→ **WHAT THE EXERCISE ASKS**
Carry none of the pictures over; set down the material below exactly.

• • • • •

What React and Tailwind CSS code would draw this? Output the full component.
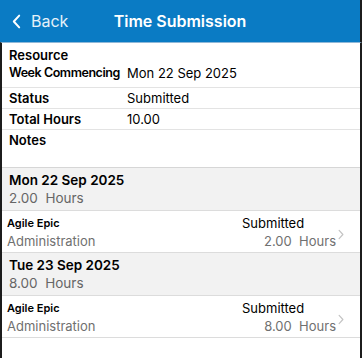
import React from "react";

const info = [
  { label: "Status", value: "Submitted" },
  { label: "Total Hours", value: "10.00" },
];

const days = [
  { date: "Mon 22 Sep 2025", hours: "2.00", entries: [{ title: "Agile Epic", task: "Administration", status: "Submitted", hours: "2.00" }] },
  { date: "Tue 23 Sep 2025", hours: "8.00", entries: [{ title: "Agile Epic", task: "Administration", status: "Submitted", hours: "8.00" }] },
];

const Chevron = ({ className }) => (
  <svg viewBox="0 0 8 14" className={className} fill="none" stroke="currentColor" strokeWidth="1.6" strokeLinecap="round" strokeLinejoin="round">
    <path d="M1.5 1.5 6.5 7l-5 5.5" />
  </svg>
);

const App = () => {
  return (
    <div className="w-[362px] h-[358px] flex flex-col bg-white overflow-hidden text-black" style={{ fontFamily: "Inter, 'Noto Sans', sans-serif" }}>
      <div className="h-[42px] shrink-0 bg-[#0a7bc4] border-r-2 border-[#1c1c1c] relative flex items-center">
        <div className="flex items-center pl-[12px] text-white">
          <svg viewBox="0 0 10 16" className="w-[9px] h-[15px]" fill="none" stroke="currentColor" strokeWidth="2.2" strokeLinecap="round" strokeLinejoin="round">
            <path d="M8 1.5 2 8l6 6.5" />
          </svg>
          <span className="ml-[10px] text-[16px] text-white/90">Back</span>
        </div>
        <div className="absolute inset-0 flex items-center justify-center pointer-events-none">
          <span className="text-[16px] font-semibold text-white">Time Submission</span>
        </div>
      </div>
      <div className="flex-1 flex flex-col border-t border-[#8fb8d8] border-l-2 border-r-2 border-l-[#1c1c1c] border-r-[#1c1c1c] leading-[18px]">
        <div className="pl-[7px] pt-[3px] pb-[5px] border-b border-[#e3e3e3]">
          <div className="h-[18px] flex items-center text-[13px] font-semibold">Resource</div>
          <div className="h-[18px] flex items-center text-[13px] whitespace-nowrap">
            <span className="w-[118px] shrink-0 font-semibold text-[12.5px] tracking-[-0.45px]">Week Commencing</span>
            <span>Mon 22 Sep 2025</span>
          </div>
        </div>
        {info.map((r) => (
          <div key={r.label} className="h-[21px] pl-[7px] flex items-center text-[13px] border-b border-[#e3e3e3]">
            <span className="w-[118px] shrink-0 font-semibold">{r.label}</span>
            <span>{r.value}</span>
          </div>
        ))}
        <div className="h-[38px] pl-[7px] pt-[1px] text-[13px] font-semibold border-b border-[#d6d6d6]">Notes</div>
        {days.map((d) => (
          <div key={d.date}>
            <div className="bg-[#f2f2f2] pl-[7px] pt-[3px] pb-[3px] border-b border-[#dcdcdc]">
              <div className="h-[18px] flex items-center text-[13.5px] font-semibold">{d.date}</div>
              <div className="h-[18px] flex items-center text-[13.5px] text-[#666]">{d.hours}&nbsp; Hours</div>
            </div>
            {d.entries.map((e, i) => (
              <div key={i} className="relative pl-[5px] pr-[24px] pt-[3px] pb-[2px] flex justify-between border-b border-[#dcdcdc]">
                <div>
                  <div className="h-[18px] flex items-center text-[11px] font-semibold">{e.title}</div>
                  <div className="h-[18px] flex items-center text-[13px] text-[#707070]">{e.task}</div>
                </div>
                <div className="flex flex-col items-end">
                  <div className="h-[18px] w-[94px] flex items-center text-[13px]">{e.status}</div>
                  <div className="h-[18px] flex items-center text-[13px] text-[#707070]">{e.hours}&nbsp; Hours</div>
                </div>
                <Chevron className="absolute right-[16px] top-[18px] w-[6px] h-[11px] text-[#c4c4c4]" />
              </div>
            ))}
          </div>
        ))}
      </div>
    </div>
  );
};

export default App;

• • • • •

→ **WORKED ANSWER**
What React and Tailwind CSS code would draw this? Output the full component.
import React from "react";

const info = [
  { label: "Status", value: "Submitted" },
  { label: "Total Hours", value: "10.00" },
];

const days = [
  { date: "Mon 22 Sep 2025", hours: "2.00", entries: [{ title: "Agile Epic", task: "Administration", status: "Submitted", hours: "2.00" }] },
  { date: "Tue 23 Sep 2025", hours: "8.00", entries: [{ title: "Agile Epic", task: "Administration", status: "Submitted", hours: "8.00" }] },
];

const Chevron = ({ className }) => (
  <svg viewBox="0 0 8 14" className={className} fill="none" stroke="currentColor" strokeWidth="1.6" strokeLinecap="round" strokeLinejoin="round">
    <path d="M1.5 1.5 6.5 7l-5 5.5" />
  </svg>
);

const App = () => {
  return (
    <div className="w-[362px] h-[358px] flex flex-col bg-white overflow-hidden text-black" style={{ fontFamily: "Inter, 'Noto Sans', sans-serif" }}>
      <div className="h-[42px] shrink-0 bg-[#0a7bc4] border-r-2 border-[#1c1c1c] relative flex items-center">
        <div className="flex items-center pl-[12px] text-white">
          <svg viewBox="0 0 10 16" className="w-[9px] h-[15px]" fill="none" stroke="currentColor" strokeWidth="2.2" strokeLinecap="round" strokeLinejoin="round">
            <path d="M8 1.5 2 8l6 6.5" />
          </svg>
          <span className="ml-[10px] text-[16px] text-white/90">Back</span>
        </div>
        <div className="absolute inset-0 flex items-center justify-center pointer-events-none">
          <span className="text-[16px] font-semibold text-white">Time Submission</span>
        </div>
      </div>
      <div className="flex-1 flex flex-col border-t border-[#8fb8d8] border-l-2 border-r-2 border-l-[#1c1c1c] border-r-[#1c1c1c] leading-[18px]">
        <div className="pl-[7px] pt-[3px] pb-[5px] border-b border-[#e3e3e3]">
          <div className="h-[18px] flex items-center text-[13px] font-semibold">Resource</div>
          <div className="h-[18px] flex items-center text-[13px] whitespace-nowrap">
            <span className="w-[118px] shrink-0 font-semibold text-[12.5px] tracking-[-0.45px]">Week Commencing</span>
            <span>Mon 22 Sep 2025</span>
          </div>
        </div>
        {info.map((r) => (
          <div key={r.label} className="h-[21px] pl-[7px] flex items-center text-[13px] border-b border-[#e3e3e3]">
            <span className="w-[118px] shrink-0 font-semibold">{r.label}</span>
            <span>{r.value}</span>
          </div>
        ))}
        <div className="h-[38px] pl-[7px] pt-[1px] text-[13px] font-semibold border-b border-[#d6d6d6]">Notes</div>
        {days.map((d) => (
          <div key={d.date}>
            <div className="bg-[#f2f2f2] pl-[7px] pt-[3px] pb-[3px] border-b border-[#dcdcdc]">
              <div className="h-[18px] flex items-center text-[13.5px] font-semibold">{d.date}</div>
              <div className="h-[18px] flex items-center text-[13.5px] text-[#666]">{d.hours}&nbsp; Hours</div>
            </div>
            {d.entries.map((e, i) => (
              <div key={i} className="relative pl-[5px] pr-[24px] pt-[3px] pb-[2px] flex justify-between border-b border-[#dcdcdc]">
                <div>
                  <div className="h-[18px] flex items-center text-[11px] font-semibold">{e.title}</div>
                  <div className="h-[18px] flex items-center text-[13px] text-[#707070]">{e.task}</div>
                </div>
                <div className="flex flex-col items-end">
                  <div className="h-[18px] w-[94px] flex items-center text-[13px]">{e.status}</div>
                  <div className="h-[18px] flex items-center text-[13px] text-[#707070]">{e.hours}&nbsp; Hours</div>
                </div>
                <Chevron className="absolute right-[16px] top-[18px] w-[6px] h-[11px] text-[#c4c4c4]" />
              </div>
            ))}
          </div>
        ))}
      </div>
    </div>
  );
};

export default App;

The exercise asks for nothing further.